Overview
The Kartotherian helm chart on k8s is now running an extra container to "translate" statsd metrics to Prometheus ones: nodejs is configured to push metrics to localhost:9125, that is the Prometheus exporter collecting statsd metrics and exposing them as Prometheus metrics.
By default the statsd exporter doesn't do a great job in translation, because we see metrics names like:
[.cut.] kartotherian_req_osm_intl_6_png_bucket{le="+Inf"} 1055 kartotherian_req_osm_intl_6_png_sum 47.51299999999971 kartotherian_req_osm_intl_6_png_count 1055
The proposal is to add a config that allows the following use cases:
kartotherian.req.osm-intl.18.png kartotherian.req.osm-intl.8.png.static.2 kartotherian.req.osm-intl.9.png.1-5:159
Translated as:
kartotherian_request_ms{kind="osm-int", int="18", format="png"} kartotherian_request_ms{kind="osm-int", int="8", format="png", static="2"} kartotherian_request_ms{kind="osm-int", int="9", format="png", zoom="1"}
From graphite (left panel -> Metrics -> kartotherian -> ...) you can see the metrics being collected, to have a broader idea.
There are other metrics like the kartotherian.err ones, but those should be easier to translate, they seem to have a flat structure and not a nested/dynamic one like the kartotherian.req ones.
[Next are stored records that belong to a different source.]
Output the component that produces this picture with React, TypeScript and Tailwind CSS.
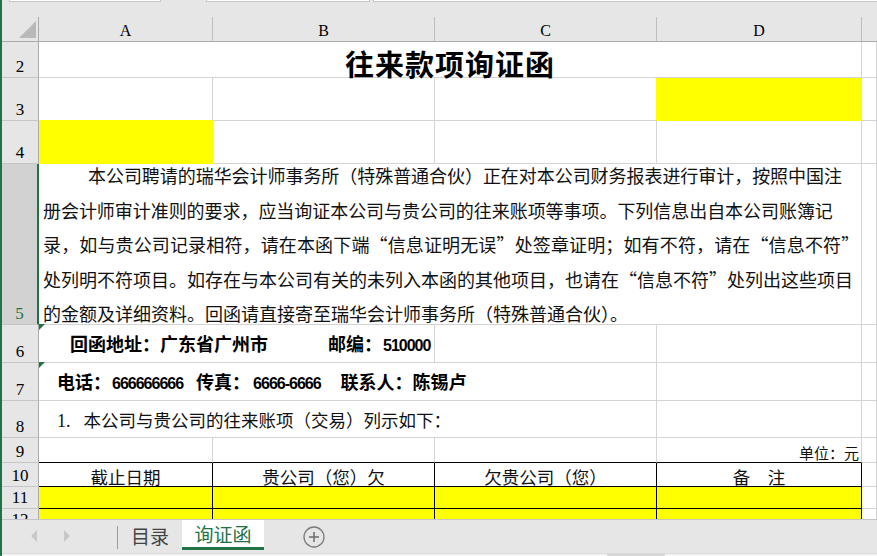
import React from 'react'

// Excel-style sheet: 询证函 tab
const grid = 'border-r border-b border-[#d4d4d4]'
const yellow = 'bg-[#ffff00] border-r border-b border-[#ffff00]'
const black = 'border-r border-b border-black'
const cjk = "font-['Noto_Sans_CJK_SC',sans-serif]"
const num = "font-['Liberation_Sans',sans-serif] text-[16px] tracking-[-1px]"

function Head({ n, active }: { n: number; active?: boolean }) {
  return (
    <div
      className={`flex items-end justify-center pb-[2px] border-b border-b-[#c6c6c6] font-['Liberation_Serif',serif] text-[17px] leading-none ${
        active
          ? 'bg-[#d2d2d2] text-[#217346] border-r-2 border-r-[#217346]'
          : 'bg-[#e6e6e6] text-black border-r border-r-[#ababab]'
      }`}
    >
      {n}
    </div>
  )
}

function ColHead({ l }: { l: string }) {
  return (
    <div className="flex items-end justify-center pb-[2px] bg-[#e6e6e6] border-r border-b border-r-[#bdbdbd] border-b-[#ababab] font-['Liberation_Serif',serif] text-[16px] leading-none text-black">
      {l}
    </div>
  )
}

function Mark() {
  return <span className="absolute left-0 top-[-1px] w-0 h-0 border-t-[6px] border-t-[#217346] border-r-[6px] border-r-transparent" />
}

const para = [
  { t: '本公司聘请的瑞华会计师事务所（特殊普通合伙）正在对本公司财务报表进行审计，按照中国注', c: 'pl-[45px] tracking-[-0.05px]' },
  { t: '册会计师审计准则的要求，应当询证本公司与贵公司的往来账项等事项。下列信息出自本公司账簿记', c: 'tracking-[-0.05px]' },
  { t: '录，如与贵公司记录相符，请在本函下端“信息证明无误”处签章证明；如有不符，请在“信息不符”', c: 'tracking-[0.14px]' },
  { t: '处列明不符项目。如存在与本公司有关的未列入本函的其他项目，也请在“信息不符”处列出这些项目', c: '' },
  { t: '的金额及详细资料。回函请直接寄至瑞华会计师事务所（特殊普通合伙）。', c: '' },
]

export default function App() {
  return (
    <div className="flex w-[877px] h-[556px] overflow-hidden bg-white text-[#111]">
      <div className="w-[2px] shrink-0 bg-[#217346]" />
      <div className="flex flex-col w-[875px]">
        {/* formula bar remains */}
        <div className="h-[17px] shrink-0 bg-[#e6e6e6] flex items-start">
          <div className="ml-[7px] w-[152px] h-[2px] bg-white border-x border-b border-[#c6c6c6]" />
          <div className="ml-[45px] w-[164px] h-[2px] bg-white border-x border-b border-[#c6c6c6]" />
          <div className="ml-[3px] flex-1 h-[2px] bg-white border-l border-b border-[#c6c6c6]" />
        </div>

        <div className="h-[502px] shrink-0 overflow-hidden">
          <div className="grid grid-cols-[37px_174px_222px_222px_205px_15px] grid-rows-[25px_36px_43px_43px_161px_38px_38px_37px_25px_24px_22px_22px]">
            {/* column header */}
            <div className="flex items-end justify-end pr-[2px] pb-[3px] bg-[#e6e6e6] border-r border-b border-[#ababab]">
              <svg width="17" height="17" viewBox="0 0 17 17">
                <path d="M17 0 L17 17 L0 17 Z" fill="#b9b9b9" />
              </svg>
            </div>
            <ColHead l="A" />
            <ColHead l="B" />
            <ColHead l="C" />
            <ColHead l="D" />
            <div className="bg-[#e6e6e6] border-b border-[#ababab]" />

            {/* 2 */}
            <Head n={2} />
            <div className={`col-span-4 flex items-center justify-center pt-[7px] ${grid} ${cjk} font-bold text-[29px] tracking-[1px] leading-none text-black`}>
              往来款项询证函
            </div>
            <div className={grid} />

            {/* 3 */}
            <Head n={3} />
            <div className="border-r border-b border-r-[#d4d4d4] border-b-[#ffff00]" />
            <div className={grid} />
            <div className="border-r border-b border-r-[#ffff00] border-b-[#d4d4d4]" />
            <div className={yellow} />
            <div className={grid} />

            {/* 4 */}
            <Head n={4} />
            <div className={yellow} />
            <div className={grid} />
            <div className={grid} />
            <div className={grid} />
            <div className={grid} />

            {/* 5 */}
            <Head n={5} active />
            <div className={`col-span-4 flex flex-col pl-[4px] ${grid} ${cjk} text-[18px] leading-[34.5px]`}>
              {para.map((p, i) => (
                <div key={i} className={`whitespace-nowrap ${i === 0 ? '-mt-[6px]' : ''} ${p.c}`}>
                  {p.t}
                </div>
              ))}
            </div>
            <div className={grid} />

            {/* 6 */}
            <Head n={6} />
            <div className={`col-span-2 relative flex items-center pl-[31px] ${grid}`}>
              <Mark />
              <div className="whitespace-nowrap font-bold text-[18px] leading-none text-black">
                <span className={cjk}>回函地址：广东省广州市</span>
                <span className={`${cjk} ml-[60px]`}>邮编：</span>
                <span className={`ml-[1px] ${num}`}>510000</span>
              </div>
            </div>
            <div className={grid} />
            <div className={grid} />
            <div className={grid} />

            {/* 7 */}
            <Head n={7} />
            <div className={`col-span-3 relative flex items-center pl-[18px] ${grid}`}>
              <Mark />
              <div className="whitespace-nowrap font-bold text-[18px] leading-none text-black">
                <span className={cjk}>电话：</span>
                <span className={`ml-[1px] ${num}`}>666666666</span>
                <span className={`${cjk} ml-[13px]`}>传真：</span>
                <span className={`ml-[3px] ${num}`}>6666-6666</span>
                <span className={`${cjk} ml-[20px]`}>联系人：陈锡卢</span>
              </div>
            </div>
            <div className={grid} />
            <div className={grid} />

            {/* 8 */}
            <Head n={8} />
            <div className={`col-span-3 flex items-center pt-[3px] pl-[18px] ${grid}`}>
              <div className="whitespace-nowrap text-[17.5px] leading-none">
                <span className="font-['Liberation_Serif',serif] text-[18px]">1.</span>
                <span className={`${cjk} ml-[13px]`}>本公司与贵公司的往来账项（交易）列示如下：</span>
              </div>
            </div>
            <div className={grid} />
            <div className={grid} />

            {/* 9 */}
            <Head n={9} />
            <div className="border-r border-b border-r-[#d4d4d4] border-b-black" />
            <div className="border-r border-b border-r-[#d4d4d4] border-b-black" />
            <div className="border-r border-b border-r-[#d4d4d4] border-b-black" />
            <div className={`flex items-center justify-end pr-[2px] pt-[4px] border-r border-b border-r-[#d4d4d4] border-b-black ${cjk} text-[15px] leading-none`}>
              单位：元
            </div>
            <div className={grid} />

            {/* 10 */}
            <Head n={10} />
            {['截止日期', '贵公司（您）欠', '欠贵公司（您）', '备　注'].map(h => (
              <div key={h} className={`flex items-center justify-center pt-[4px] ${black} ${cjk} text-[17.5px] leading-none`}>
                {h}
              </div>
            ))}
            <div className={grid} />

            {/* 11 */}
            <Head n={11} />
            <div className={`bg-[#ffff00] ${black}`} />
            <div className={`bg-[#ffff00] ${black}`} />
            <div className={`bg-[#ffff00] ${black}`} />
            <div className={`bg-[#ffff00] ${black}`} />
            <div className={grid} />

            {/* 12 */}
            <Head n={12} />
            <div className={`bg-[#ffff00] ${black}`} />
            <div className={`bg-[#ffff00] ${black}`} />
            <div className={`bg-[#ffff00] ${black}`} />
            <div className={`bg-[#ffff00] ${black}`} />
            <div className={grid} />
          </div>
        </div>

        {/* sheet tabs */}
        <div className={`h-[31px] shrink-0 flex border-t border-[#c6c6c6] bg-[#e6e6e6] ${cjk}`}>
          <div className="w-[115px] flex items-center pt-[2px] pl-[29px] gap-[27px]">
            <svg width="6" height="12" viewBox="0 0 6 12">
              <path d="M6 0 L0 6 L6 12 Z" fill="#c8c8c8" />
            </svg>
            <svg width="6" height="12" viewBox="0 0 6 12">
              <path d="M0 0 L6 6 L0 12 Z" fill="#c8c8c8" />
            </svg>
          </div>
          <div className="w-px h-[23px] self-end mb-[1px] bg-[#9a9a9a]" />
          <div className="w-[64px] flex items-center justify-center text-[19px] leading-none text-[#444]">目录</div>
          <div className="w-[82px] flex items-center justify-center bg-white border-b-[3px] border-[#217346] text-[19px] leading-none text-[#217346]">
            询证函
          </div>
          <div className="ml-[39px] flex items-center pt-[4px]">
            <svg width="22" height="22" viewBox="0 0 22 22">
              <circle cx="11" cy="11" r="10" fill="none" stroke="#7b7b7b" strokeWidth="1.3" />
              <path d="M6 11 H16 M11 6 V16" stroke="#6b6b6b" strokeWidth="1.5" />
            </svg>
          </div>
        </div>
        <div className="h-[6px] shrink-0 flex flex-col justify-end bg-[#e6e6e6]">
          <div className="h-[3px] flex bg-[#f3f3f3] border-t border-[#dadada]">
            <div className="ml-[605px] w-[58px] bg-[#d6d6d6]" />
          </div>
        </div>
      </div>
    </div>
  )
}
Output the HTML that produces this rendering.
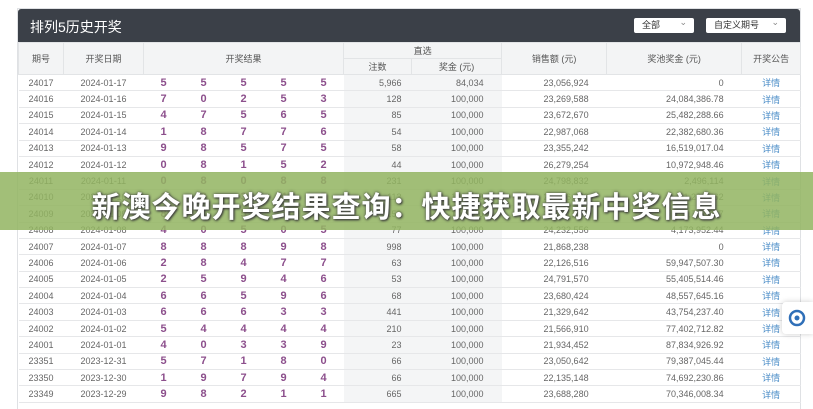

More info in https://grafana-rw.wikimedia.org/d/000000030/service-kartotherian
Proposal
Writing the prometheus statsd config seems to be the easiest way to put Kartotherian on k8s, move traffic to it and start using it. As a follow up we could also force service-runner to publish Prometheus metrics itself, but it is probably something that requires a bit of time and that could be done later on.